Copy all of the material word for word, except for the pictures.

— START Supplied material —

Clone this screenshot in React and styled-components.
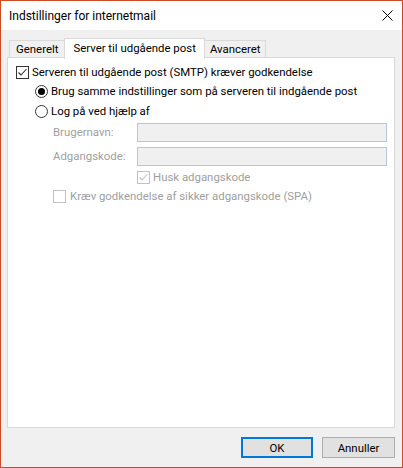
import React from 'react';
import styled, { createGlobalStyle } from 'styled-components';

const GlobalStyle = createGlobalStyle`
  html, body {
    margin: 0;
    padding: 0;
    background: #ffffff;
  }
  * {
    box-sizing: border-box;
  }
`;

const Window = styled.div`
  width: 403px;
  height: 468px;
  border: 1px solid #cc4b25;
  background: #f0f0f0;
  display: flex;
  flex-direction: column;
  font-family: Roboto, 'Noto Sans', 'Liberation Sans', sans-serif;
  font-size: 11.4px;
  color: #000;
`;

const TitleBar = styled.div`
  height: 29px;
  background: #ffffff;
  display: flex;
  align-items: center;
  justify-content: space-between;
  padding: 0 9px 0 8px;
  flex-shrink: 0;
`;

const Title = styled.span`
  font-size: 12px;
  line-height: 1;
`;

const CloseButton = styled.button`
  border: 0;
  background: transparent;
  padding: 0;
  width: 12px;
  height: 12px;
  display: flex;
  align-items: center;
  justify-content: center;
`;

const Body = styled.div`
  flex: 1;
  display: flex;
  flex-direction: column;
  padding: 8px 7px 0 6px;
`;

const TabStrip = styled.div`
  display: flex;
  align-items: flex-end;
  height: 20px;
  padding-left: 2px;
  position: relative;
  z-index: 1;
`;

const Tab = styled.div`
  height: ${({ $selected }) => ($selected ? '21px' : '18px')};
  margin-bottom: ${({ $selected }) => ($selected ? '-1px' : '0')};
  padding: 0 ${({ $pad }) => $pad}px;
  padding-bottom: ${({ $selected }) => ($selected ? '2px' : '0')};
  border: 1px solid #d9d9d9;
  border-bottom: ${({ $selected }) => ($selected ? '0' : '1px solid #d9d9d9')};
  margin-right: -1px;
  background: ${({ $selected }) => ($selected ? '#ffffff' : '#f0f0f0')};
  display: flex;
  align-items: center;
  white-space: nowrap;
  position: relative;
  z-index: ${({ $selected }) => ($selected ? 2 : 1)};
`;

const Panel = styled.div`
  height: 371px;
  margin-top: -1px;
  background: #ffffff;
  border: 1px solid #d9d9d9;
  padding: 8px 7px 0 8px;
  display: flex;
  flex-direction: column;
`;

const Row = styled.div`
  display: flex;
  align-items: center;
  height: ${({ $height }) => $height || 13}px;
  margin-top: ${({ $gap }) => $gap || 0}px;
  padding-left: ${({ $indent }) => $indent || 0}px;
  color: ${({ $disabled }) => ($disabled ? '#a0a0a0' : '#000')};
  white-space: nowrap;
`;

const Label = styled.span`
  margin-left: ${({ $space }) => ($space == null ? 3 : $space)}px;
  line-height: 1;
`;

const FieldLabel = styled.span`
  width: 84px;
  flex-shrink: 0;
  line-height: 1;
`;

const TextBox = styled.div`
  flex: 1;
  align-self: stretch;
  background: #f0f0f0;
  border: 1px solid #b7c6d8;
`;

const Box = styled.span`
  width: 13px;
  height: 13px;
  flex-shrink: 0;
  border: 1px solid ${({ $disabled }) => ($disabled ? '#c2c2c2' : '#333333')};
  background: #ffffff;
  display: flex;
  align-items: center;
  justify-content: center;
`;

const Radio = styled.span`
  width: 13px;
  height: 13px;
  flex-shrink: 0;
  border-radius: 50%;
  border: 1px solid #333333;
  background: #ffffff;
  display: flex;
  align-items: center;
  justify-content: center;

  &::after {
    content: '';
    width: 7px;
    height: 7px;
    border-radius: 50%;
    background: #000000;
    display: ${({ $checked }) => ($checked ? 'block' : 'none')};
  }
`;

const Footer = styled.div`
  display: flex;
  justify-content: flex-end;
  gap: 9px;
  padding: 9px 0 0 0;
`;

const Button = styled.button`
  width: ${({ $width }) => $width}px;
  height: 21px;
  background: #e1e1e1;
  border: ${({ $default }) => ($default ? '2px solid #0078d7' : '1px solid #adadad')};
  font-family: inherit;
  font-size: 11.4px;
  color: #000;
  padding: 0;
  display: flex;
  align-items: center;
  justify-content: center;
`;

const Check = ({ checked, disabled }) => (
  <Box $disabled={disabled}>
    {checked && (
      <svg width="11" height="11" viewBox="0 0 11 11">
        <path
          d="M1.5 5.5 L4 8 L9.5 2"
          fill="none"
          stroke={disabled ? '#c2c2c2' : '#333333'}
          strokeWidth="1.1"
        />
      </svg>
    )}
  </Box>
);

const CloseIcon = () => (
  <svg width="11" height="11" viewBox="0 0 11 11">
    <path d="M0.5 0.5 L10.5 10.5 M10.5 0.5 L0.5 10.5" stroke="#000" strokeWidth="1" />
  </svg>
);

export default function App() {
  return (
    <>
      <GlobalStyle />
      <Window>
        <TitleBar>
          <Title>Indstillinger for internetmail</Title>
          <CloseButton>
            <CloseIcon />
          </CloseButton>
        </TitleBar>
        <Body>
          <TabStrip>
            <Tab $pad={6}>Generelt</Tab>
            <Tab $pad={8} $selected>Server til udgående post</Tab>
            <Tab $pad={5}>Avanceret</Tab>
          </TabStrip>
          <Panel>
            <Row>
              <Check checked />
              <Label>Serveren til udgående post (SMTP) kræver godkendelse</Label>
            </Row>
            <Row $gap={6} $indent={19}>
              <Radio $checked />
              <Label>Brug samme indstillinger som på serveren til indgående post</Label>
            </Row>
            <Row $gap={7} $indent={19}>
              <Radio />
              <Label>Log på ved hjælp af</Label>
            </Row>
            <Row $gap={5} $indent={37} $height={19} $disabled>
              <FieldLabel>Brugernavn:</FieldLabel>
              <TextBox />
            </Row>
            <Row $gap={5} $indent={37} $height={19} $disabled>
              <FieldLabel>Adgangskode:</FieldLabel>
              <TextBox />
            </Row>
            <Row $gap={5} $indent={121} $disabled>
              <Check checked disabled />
              <Label>Husk adgangskode</Label>
            </Row>
            <Row $gap={6} $indent={37} $disabled>
              <Check disabled />
              <Label $space={4}>Kræv godkendelse af sikker adgangskode (SPA)</Label>
            </Row>
          </Panel>
          <Footer>
            <Button $default $width={72}>OK</Button>
            <Button $width={73}>Annuller</Button>
          </Footer>
        </Body>
      </Window>
    </>
  );
}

— END Supplied material —

## Answer to the task
Clone this screenshot in React and styled-components.
import React from 'react';
import styled, { createGlobalStyle } from 'styled-components';

const GlobalStyle = createGlobalStyle`
  html, body {
    margin: 0;
    padding: 0;
    background: #ffffff;
  }
  * {
    box-sizing: border-box;
  }
`;

const Window = styled.div`
  width: 403px;
  height: 468px;
  border: 1px solid #cc4b25;
  background: #f0f0f0;
  display: flex;
  flex-direction: column;
  font-family: Roboto, 'Noto Sans', 'Liberation Sans', sans-serif;
  font-size: 11.4px;
  color: #000;
`;

const TitleBar = styled.div`
  height: 29px;
  background: #ffffff;
  display: flex;
  align-items: center;
  justify-content: space-between;
  padding: 0 9px 0 8px;
  flex-shrink: 0;
`;

const Title = styled.span`
  font-size: 12px;
  line-height: 1;
`;

const CloseButton = styled.button`
  border: 0;
  background: transparent;
  padding: 0;
  width: 12px;
  height: 12px;
  display: flex;
  align-items: center;
  justify-content: center;
`;

const Body = styled.div`
  flex: 1;
  display: flex;
  flex-direction: column;
  padding: 8px 7px 0 6px;
`;

const TabStrip = styled.div`
  display: flex;
  align-items: flex-end;
  height: 20px;
  padding-left: 2px;
  position: relative;
  z-index: 1;
`;

const Tab = styled.div`
  height: ${({ $selected }) => ($selected ? '21px' : '18px')};
  margin-bottom: ${({ $selected }) => ($selected ? '-1px' : '0')};
  padding: 0 ${({ $pad }) => $pad}px;
  padding-bottom: ${({ $selected }) => ($selected ? '2px' : '0')};
  border: 1px solid #d9d9d9;
  border-bottom: ${({ $selected }) => ($selected ? '0' : '1px solid #d9d9d9')};
  margin-right: -1px;
  background: ${({ $selected }) => ($selected ? '#ffffff' : '#f0f0f0')};
  display: flex;
  align-items: center;
  white-space: nowrap;
  position: relative;
  z-index: ${({ $selected }) => ($selected ? 2 : 1)};
`;

const Panel = styled.div`
  height: 371px;
  margin-top: -1px;
  background: #ffffff;
  border: 1px solid #d9d9d9;
  padding: 8px 7px 0 8px;
  display: flex;
  flex-direction: column;
`;

const Row = styled.div`
  display: flex;
  align-items: center;
  height: ${({ $height }) => $height || 13}px;
  margin-top: ${({ $gap }) => $gap || 0}px;
  padding-left: ${({ $indent }) => $indent || 0}px;
  color: ${({ $disabled }) => ($disabled ? '#a0a0a0' : '#000')};
  white-space: nowrap;
`;

const Label = styled.span`
  margin-left: ${({ $space }) => ($space == null ? 3 : $space)}px;
  line-height: 1;
`;

const FieldLabel = styled.span`
  width: 84px;
  flex-shrink: 0;
  line-height: 1;
`;

const TextBox = styled.div`
  flex: 1;
  align-self: stretch;
  background: #f0f0f0;
  border: 1px solid #b7c6d8;
`;

const Box = styled.span`
  width: 13px;
  height: 13px;
  flex-shrink: 0;
  border: 1px solid ${({ $disabled }) => ($disabled ? '#c2c2c2' : '#333333')};
  background: #ffffff;
  display: flex;
  align-items: center;
  justify-content: center;
`;

const Radio = styled.span`
  width: 13px;
  height: 13px;
  flex-shrink: 0;
  border-radius: 50%;
  border: 1px solid #333333;
  background: #ffffff;
  display: flex;
  align-items: center;
  justify-content: center;

  &::after {
    content: '';
    width: 7px;
    height: 7px;
    border-radius: 50%;
    background: #000000;
    display: ${({ $checked }) => ($checked ? 'block' : 'none')};
  }
`;

const Footer = styled.div`
  display: flex;
  justify-content: flex-end;
  gap: 9px;
  padding: 9px 0 0 0;
`;

const Button = styled.button`
  width: ${({ $width }) => $width}px;
  height: 21px;
  background: #e1e1e1;
  border: ${({ $default }) => ($default ? '2px solid #0078d7' : '1px solid #adadad')};
  font-family: inherit;
  font-size: 11.4px;
  color: #000;
  padding: 0;
  display: flex;
  align-items: center;
  justify-content: center;
`;

const Check = ({ checked, disabled }) => (
  <Box $disabled={disabled}>
    {checked && (
      <svg width="11" height="11" viewBox="0 0 11 11">
        <path
          d="M1.5 5.5 L4 8 L9.5 2"
          fill="none"
          stroke={disabled ? '#c2c2c2' : '#333333'}
          strokeWidth="1.1"
        />
      </svg>
    )}
  </Box>
);

const CloseIcon = () => (
  <svg width="11" height="11" viewBox="0 0 11 11">
    <path d="M0.5 0.5 L10.5 10.5 M10.5 0.5 L0.5 10.5" stroke="#000" strokeWidth="1" />
  </svg>
);

export default function App() {
  return (
    <>
      <GlobalStyle />
      <Window>
        <TitleBar>
          <Title>Indstillinger for internetmail</Title>
          <CloseButton>
            <CloseIcon />
          </CloseButton>
        </TitleBar>
        <Body>
          <TabStrip>
            <Tab $pad={6}>Generelt</Tab>
            <Tab $pad={8} $selected>Server til udgående post</Tab>
            <Tab $pad={5}>Avanceret</Tab>
          </TabStrip>
          <Panel>
            <Row>
              <Check checked />
              <Label>Serveren til udgående post (SMTP) kræver godkendelse</Label>
            </Row>
            <Row $gap={6} $indent={19}>
              <Radio $checked />
              <Label>Brug samme indstillinger som på serveren til indgående post</Label>
            </Row>
            <Row $gap={7} $indent={19}>
              <Radio />
              <Label>Log på ved hjælp af</Label>
            </Row>
            <Row $gap={5} $indent={37} $height={19} $disabled>
              <FieldLabel>Brugernavn:</FieldLabel>
              <TextBox />
            </Row>
            <Row $gap={5} $indent={37} $height={19} $disabled>
              <FieldLabel>Adgangskode:</FieldLabel>
              <TextBox />
            </Row>
            <Row $gap={5} $indent={121} $disabled>
              <Check checked disabled />
              <Label>Husk adgangskode</Label>
            </Row>
            <Row $gap={6} $indent={37} $disabled>
              <Check disabled />
              <Label $space={4}>Kræv godkendelse af sikker adgangskode (SPA)</Label>
            </Row>
          </Panel>
          <Footer>
            <Button $default $width={72}>OK</Button>
            <Button $width={73}>Annuller</Button>
          </Footer>
        </Body>
      </Window>
    </>
  );
}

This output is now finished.